Sweeney Todd, the Daemon Barber of Fleet Street is as dark and terrifying as any motion picture in recent memory, not excluding the bloody installments in the Saw franchise. Indeed, Sweeney is as much a horror film as a musical: It is cruel in its effects and radical in its misanthropy, expressing a breathtakingly, rigorously pessimistic view of human nature. As it was originally performed onstage, with all the songs composed for it, Sweeney Todd balanced its inherent grisliness with a whimsical vitality. The basic story is a revenger's tragedy more Jacobean than Victorian, but the director nonetheless wrings some grim, boisterous comedy out of both the impulse for vengeance and the bustling spirit of commerce. A barber, wronged by a powerful judge, returns to London and sets up shop, cutting throats as well as hair. The bodies of his victims are turned into savory meat pies by Mrs Lovett, his energetic partner in business and crime. Cannibalism and mass murder as the basis for a hit show - what a perverse and delicious joke.

It is a fable about a world from which the possibility of justice has vanished, replaced on one hand by vain and arbitrary power, on the other by a righteous fury that quickly spirals into madness.

Thumbs up

Movie Name: The Lives of Others

Directed by: Florian Henckel Von Donnersmarck

Cast: Martina Gedeck, Ulrich Muhe, Sebastian Koch, Ulrich Tukur, Thomas Thieme, Hans-Uwe Bauer

Running at: INOX, E-Square

The Lives of Others is a suspenseful, ethically exacting drama, beautifully realised by the writer and director Florian Henckel von Donnersmarck. The piece is melancholy, elegant and complicated.
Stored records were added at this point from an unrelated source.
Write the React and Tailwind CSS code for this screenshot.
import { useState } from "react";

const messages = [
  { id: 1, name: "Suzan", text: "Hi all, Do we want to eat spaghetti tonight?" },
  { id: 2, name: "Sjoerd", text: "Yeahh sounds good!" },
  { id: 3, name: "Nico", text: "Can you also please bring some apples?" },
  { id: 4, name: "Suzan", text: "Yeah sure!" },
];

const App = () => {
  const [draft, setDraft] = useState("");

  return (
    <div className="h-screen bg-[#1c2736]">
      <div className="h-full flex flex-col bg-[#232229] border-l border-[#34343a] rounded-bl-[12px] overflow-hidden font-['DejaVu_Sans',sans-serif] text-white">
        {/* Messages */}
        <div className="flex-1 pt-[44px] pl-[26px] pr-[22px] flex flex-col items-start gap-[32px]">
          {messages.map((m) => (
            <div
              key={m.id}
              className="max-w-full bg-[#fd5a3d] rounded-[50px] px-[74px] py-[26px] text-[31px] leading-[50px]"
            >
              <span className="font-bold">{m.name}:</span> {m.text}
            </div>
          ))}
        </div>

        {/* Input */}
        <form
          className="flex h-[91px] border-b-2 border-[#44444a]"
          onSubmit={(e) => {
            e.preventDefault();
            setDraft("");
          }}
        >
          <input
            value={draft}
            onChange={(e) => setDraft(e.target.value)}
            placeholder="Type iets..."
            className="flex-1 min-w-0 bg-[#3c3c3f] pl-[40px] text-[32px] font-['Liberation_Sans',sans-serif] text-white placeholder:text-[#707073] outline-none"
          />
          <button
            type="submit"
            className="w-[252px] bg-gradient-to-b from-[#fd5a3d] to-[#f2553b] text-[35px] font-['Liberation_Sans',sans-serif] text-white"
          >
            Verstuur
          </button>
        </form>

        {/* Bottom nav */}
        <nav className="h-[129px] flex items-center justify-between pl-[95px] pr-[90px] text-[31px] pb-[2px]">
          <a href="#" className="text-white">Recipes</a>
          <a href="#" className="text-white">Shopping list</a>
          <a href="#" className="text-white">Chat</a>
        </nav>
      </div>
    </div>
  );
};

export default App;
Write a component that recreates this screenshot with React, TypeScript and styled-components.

Goodness, as a subject for art, risks falling prey to piety and wishful thinking, but this film, never sacrifices clarity for easy feeling. Posing a stark, difficult question - how does a good man act in circumstances that seem to rule out the very possibility of decent behavior? - it illuminates not only a shadowy period in recent German history, but also the moral no man's land where base impulses and high principles converge. Von Donnersmarck, born in West Germany in 1973 and making his feature film debut, demonstrates astonishing visual and narrative rigour. Even more remarkably, he is able to reach back into the totalitarian past and over the Berlin Wall into the grim, brutal absurdity of the late, unlamented German Democratic Republic, and lay bare the anxious, cruel psychology of socialism as it once existed.